Barring of service as a credit control measure
A supplier is entitled to suspend or otherwise restrict a new customer's
access to certain services (e.g. long distance calls) as part of
its credit assessment processes. However, Clause 7.2.1 of the Telecommunications
Consumer Protections Code Code requires a supplier to inform
its prospective customer that it intends to do this.
A supplier is also entitled to restrict access to certain services
for an existing customer, as a credit management measure, if it
makes reasonable attempts to inform the customer beforehand.
Under Clause 7.4.8 (a) of the Telecommunications
Consumer Protections (TCP) Code, a provider 'may Suspend or
Restrict a Service without Informing the Customer if [it] (i) assesses
that the Customer or the account status presents an unacceptably
high credit risk or (ii) reasonably suspects Fraud or attempted
Fraud.' However, as a general rule, the TIO still expects a provider
to notify a customer of its intention to restrict, suspend or disconnect
a service by phone or in writing [Clauses 7.4.6, 7.4.7 & 7.4.9
of the TCP Code).
For more information, see the TIO’s Position Statement on
Notification
of Suspension or Disconnection of Service.
For a specific discussion of restricted access to a telephone
service in cases where hardship is claimed, see the TIO’s
position statement on Hardship
and Payment Difficulties.
Where a provider undertakes to impose a 'credit limit' (or ‘cap’)

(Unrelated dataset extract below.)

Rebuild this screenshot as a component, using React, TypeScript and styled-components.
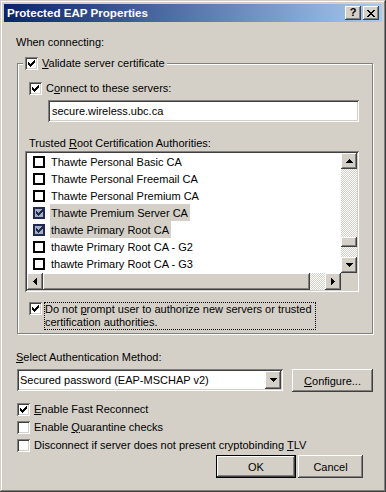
import React from 'react';
import styled, { createGlobalStyle } from 'styled-components';

const GlobalStyle = createGlobalStyle`
  html, body {
    margin: 0;
    padding: 0;
    background: #d4d0c8;
  }
  body {
    font-family: "Liberation Sans", Arial, sans-serif;
    font-size: 11px;
    color: #000;
  }
  * {
    box-sizing: border-box;
  }
`;

// classic 3d edges
const raised = 'box-shadow: inset -1px -1px #404040, inset 1px 1px #fff, inset -2px -2px #808080, inset 2px 2px #d4d0c8;';
const sunken = 'box-shadow: inset 1px 1px #808080, inset -1px -1px #fff, inset 2px 2px #404040, inset -2px -2px #d4d0c8;';
const checker = 'background: repeating-conic-gradient(#d4d0c8 0 25%, #fff 0 50%) 0 0 / 2px 2px;';

const certs = [
  { name: 'Thawte Personal Basic CA', checked: false },
  { name: 'Thawte Personal Freemail CA', checked: false },
  { name: 'Thawte Personal Premium CA', checked: false },
  { name: 'Thawte Premium Server CA', checked: true },
  { name: 'thawte Primary Root CA', checked: true },
  { name: 'thawte Primary Root CA - G2', checked: false },
  { name: 'thawte Primary Root CA - G3', checked: false }
];

// 7x7 pixel check mark
const CheckMark = ({ color = '#000' }: { color?: string }) => {
  const tops = [2, 3, 4, 3, 2, 1, 0];
  return (
    <svg width="7" height="7" viewBox="0 0 7 7" shapeRendering="crispEdges">
      {tops.map((t, i) => (
        <rect key={i} x={i} y={t} width={1} height={3} fill={color} />
      ))}
    </svg>
  );
};

const Arrow = ({ dir }: { dir: 'up' | 'down' | 'left' | 'right' }) => {
  const steps = [0, 1, 2, 3];
  if (dir === 'up' || dir === 'down') {
    return (
      <svg width="7" height="4" viewBox="0 0 7 4" shapeRendering="crispEdges">
        {steps.map((i) => {
          const w = dir === 'up' ? 2 * i + 1 : 7 - 2 * i;
          return <rect key={i} x={(7 - w) / 2} y={i} width={w} height={1} fill="#000" />;
        })}
      </svg>
    );
  }
  return (
    <svg width="4" height="7" viewBox="0 0 4 7" shapeRendering="crispEdges">
      {steps.map((i) => {
        const h = dir === 'left' ? 2 * i + 1 : 7 - 2 * i;
        return <rect key={i} x={i} y={(7 - h) / 2} width={1} height={h} fill="#000" />;
      })}
    </svg>
  );
};

const CloseGlyph = () => {
  const rows = [
    [0, 6],
    [1, 5],
    [2, 4],
    [3, 3],
    [2, 4],
    [1, 5],
    [0, 6]
  ];
  return (
    <svg width="8" height="7" viewBox="0 0 8 7" shapeRendering="crispEdges">
      {rows.map(([a, b], r) => (
        <React.Fragment key={r}>
          <rect x={a} y={r} width={2} height={1} fill="#000" />
          <rect x={b} y={r} width={2} height={1} fill="#000" />
        </React.Fragment>
      ))}
    </svg>
  );
};

const CheckBox = ({ checked }: { checked?: boolean }) => (
  <S.Box>{checked && <CheckMark />}</S.Box>
);

const App = () => {
  return (
    <>
      <GlobalStyle />
      <S.Window>
        <S.TitleBar>
          <S.Title>Protected EAP Properties</S.Title>
          <S.TitleButtons>
            <S.TitleButton>
              <S.Help>?</S.Help>
            </S.TitleButton>
            <S.TitleButton>
              <CloseGlyph />
            </S.TitleButton>
          </S.TitleButtons>
        </S.TitleBar>

        <S.Body>
          <S.Label>When connecting:</S.Label>

          <S.Group>
            <S.Legend>
              <CheckBox checked />
              <span>
                <u>V</u>alidate server certificate
              </span>
            </S.Legend>

            <S.CheckRow $mt={12}>
              <CheckBox checked />
              <span>
                C<u>o</u>nnect to these servers:
              </span>
            </S.CheckRow>
            <S.Field>secure.wireless.ubc.ca</S.Field>

            <S.Label $mt={15}>
              Trusted <u>R</u>oot Certification Authorities:
            </S.Label>

            <S.ListBox>
              <S.ListRows>
                {certs.map((c) => (
                  <S.ListRow key={c.name}>
                    <S.ListCheck $checked={c.checked}>{c.checked && <CheckMark color="#1f2a50" />}</S.ListCheck>
                    <S.ListText $selected={c.checked}>{c.name}</S.ListText>
                  </S.ListRow>
                ))}
              </S.ListRows>
              <S.VScroll>
                <S.ScrollButton>
                  <Arrow dir="up" />
                </S.ScrollButton>
                <S.VTrack $offset={68}>
                  <S.VThumb />
                </S.VTrack>
                <S.ScrollButton>
                  <Arrow dir="down" />
                </S.ScrollButton>
              </S.VScroll>
              <S.HScroll>
                <S.ScrollButton>
                  <Arrow dir="left" />
                </S.ScrollButton>
                <S.HTrack>
                  <S.HThumb style={{ width: 267 }} />
                </S.HTrack>
                <S.ScrollButton>
                  <Arrow dir="right" />
                </S.ScrollButton>
              </S.HScroll>
              <S.Corner />
            </S.ListBox>

            <S.PromptRow>
              <CheckBox checked />
              <S.FocusLabel>
                Do not <u>p</u>rompt user to authorize new servers or trusted
                <br />
                certification authorities.
              </S.FocusLabel>
            </S.PromptRow>
          </S.Group>

          <S.Label $mt={17}>
            <u>S</u>elect Authentication Method:
          </S.Label>

          <S.ComboRow>
            <S.Combo>
              <S.ComboText>Secured password (EAP-MSCHAP v2)</S.ComboText>
              <S.ComboButton>
                <Arrow dir="down" />
              </S.ComboButton>
            </S.Combo>
            <S.Button $width={81}>
              <u>C</u>onfigure...
            </S.Button>
          </S.ComboRow>

          <S.Options>
            <S.CheckRow>
              <CheckBox checked />
              <span>
                <u>E</u>nable Fast Reconnect
              </span>
            </S.CheckRow>
            <S.CheckRow>
              <CheckBox />
              <span>
                Enable <u>Q</u>uarantine checks
              </span>
            </S.CheckRow>
            <S.CheckRow>
              <CheckBox />
              <span>
                Disconnect if server does not present cryptobinding <u>T</u>LV
              </span>
            </S.CheckRow>
          </S.Options>

          <S.ButtonRow>
            <S.Button $width={80} $default>
              OK
            </S.Button>
            <S.Button $width={65}>Cancel</S.Button>
          </S.ButtonRow>
        </S.Body>
      </S.Window>
    </>
  );
};

export default App;

const S = {
  Window: styled.div`
    width: 386px;
    height: 492px;
    padding: 4px;
    background: #d4d0c8;
    box-shadow: inset -1px -1px #404040, inset 1px 1px #d4d0c8, inset -2px -2px #808080, inset 2px 2px #fff;
    display: flex;
    flex-direction: column;
  `,
  TitleBar: styled.div`
    height: 18px;
    flex: none;
    display: flex;
    align-items: center;
    padding: 0 3px 0 3px;
    background: linear-gradient(to right, #0a246a, #a6caf0);
  `,
  Title: styled.div`
    flex: 1;
    color: #fff;
    font-weight: bold;
    font-size: 11.6px;
    line-height: 18px;
    white-space: nowrap;
  `,
  TitleButtons: styled.div`
    display: flex;
    gap: 2px;
  `,
  TitleButton: styled.div`
    width: 16px;
    height: 14px;
    background: #d4d0c8;
    ${raised}
    display: flex;
    align-items: center;
    justify-content: center;
  `,
  Help: styled.span`
    font-weight: bold;
    font-size: 11px;
    line-height: 11px;
    margin-top: -1px;
  `,
  Body: styled.div`
    flex: 1;
    display: flex;
    flex-direction: column;
    align-items: flex-start;
    padding: 14px 9px 0 12px;
  `,
  Label: styled.div<{ $mt?: number }>`
    line-height: 13px;
    white-space: nowrap;
    margin-top: ${(p) => p.$mt ?? 0}px;
  `,
  Group: styled.div`
    width: 356px;
    margin: 14px 0 0 1px;
    padding: 0 12px 3px 11px;
    border: 1px solid #808080;
    box-shadow: inset 1px 1px #fff, 1px 1px #fff;
    display: flex;
    flex-direction: column;
    align-items: flex-start;
  `,
  Legend: styled.div`
    margin: -7px 0 0 -6px;
    padding: 0 2px;
    background: #d4d0c8;
    display: flex;
    align-items: center;
    gap: 4px;
    line-height: 13px;
    white-space: nowrap;
  `,
  Box: styled.span`
    width: 13px;
    height: 13px;
    flex: none;
    background: #fff;
    ${sunken}
    display: flex;
    align-items: center;
    justify-content: center;
  `,
  CheckRow: styled.div<{ $mt?: number }>`
    display: flex;
    align-items: center;
    gap: 4px;
    line-height: 13px;
    white-space: nowrap;
    margin-top: ${(p) => p.$mt ?? 0}px;
  `,
  Field: styled.div`
    width: 311px;
    height: 22px;
    margin: 5px 0 0 19px;
    padding: 0 4px;
    background: #fff;
    ${sunken}
    display: flex;
    align-items: center;
  `,
  ListBox: styled.div`
    width: 334px;
    height: 141px;
    margin: 1px 0 0 -4px;
    padding: 2px;
    background: #fff;
    ${sunken}
    display: grid;
    grid-template-columns: 1fr 16px;
    grid-template-rows: 1fr 17px;
  `,
  ListRows: styled.div`
    overflow: hidden;
    display: flex;
    flex-direction: column;
  `,
  ListRow: styled.div`
    height: 17px;
    flex: none;
    display: flex;
    align-items: stretch;
    padding-left: 6px;
    white-space: nowrap;
  `,
  ListCheck: styled.span<{ $checked?: boolean }>`
    width: 12px;
    height: 12px;
    align-self: center;
    flex: none;
    border: 2px solid ${(p) => (p.$checked ? '#1f2a50' : '#000')};
    background: ${(p) => (p.$checked ? '#a8aec4' : '#fff')};
    display: flex;
    align-items: center;
    justify-content: center;
    margin-right: 5px;
  `,
  ListText: styled.span<{ $selected?: boolean }>`
    display: flex;
    align-items: center;
    padding: 0 2px 0 1px;
    background: ${(p) => (p.$selected ? '#d4d0c8' : 'transparent')};
  `,
  VScroll: styled.div`
    display: grid;
    grid-template-rows: 16px 1fr 16px;
  `,
  ScrollButton: styled.div`
    background: #d4d0c8;
    ${raised}
    display: flex;
    align-items: center;
    justify-content: center;
  `,
  VTrack: styled.div<{ $offset: number }>`
    ${checker}
    padding-top: ${(p) => p.$offset}px;
  `,
  VThumb: styled.div`
    height: 10px;
    background: #d4d0c8;
    ${raised}
  `,
  HScroll: styled.div`
    display: grid;
    grid-template-columns: 16px 1fr 16px;
  `,
  HTrack: styled.div`
    ${checker}
    display: flex;
  `,
  HThumb: styled.div`
    height: 100%;
    background: #d4d0c8;
    ${raised}
  `,
  Corner: styled.div`
    background: #d4d0c8;
  `,
  PromptRow: styled.div`
    display: flex;
    align-items: flex-start;
    gap: 2px;
    margin-top: 10px;
  `,
  FocusLabel: styled.div`
    border: 1px dotted #000;
    padding: 0 3px 0 0;
    line-height: 13px;
    white-space: nowrap;
  `,
  ComboRow: styled.div`
    display: flex;
    align-items: flex-start;
    gap: 9px;
    margin: 5px 0 0 1px;
  `,
  Combo: styled.div`
    width: 266px;
    height: 22px;
    padding: 2px;
    background: #fff;
    ${sunken}
    display: flex;
    align-items: stretch;
  `,
  ComboText: styled.div`
    flex: 1;
    display: flex;
    align-items: center;
    padding-left: 1px;
    white-space: nowrap;
  `,
  ComboButton: styled.div`
    width: 16px;
    background: #d4d0c8;
    ${raised}
    display: flex;
    align-items: center;
    justify-content: center;
  `,
  Button: styled.div<{ $width: number; $default?: boolean }>`
    width: ${(p) => p.$width}px;
    height: 23px;
    background: #d4d0c8;
    ${(p) =>
      p.$default
        ? 'box-shadow: inset 0 0 0 1px #000, inset -2px -2px #404040, inset 2px 2px #fff, inset -3px -3px #808080;'
        : raised}
    display: flex;
    align-items: center;
    justify-content: center;
    white-space: nowrap;
  `,
  Options: styled.div`
    display: flex;
    flex-direction: column;
    gap: 5px;
    margin: 11px 0 0 1px;
  `,
  ButtonRow: styled.div`
    align-self: stretch;
    display: flex;
    justify-content: flex-end;
    gap: 2px;
    margin-top: 3px;
    padding-right: 10px;
  `
};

on a customer's account, or in any way leads a customer to believe
that they will not be able to use their service once charges on
their account have reached a predetermined amount, the TIO expects
a provider to honour such a commitment. The TIO will investigate
complaints about providers failing to impose 'credit limits' in
such cases, even where it is established that a provider may not
have the technical ability to impose a ‘credit limit’.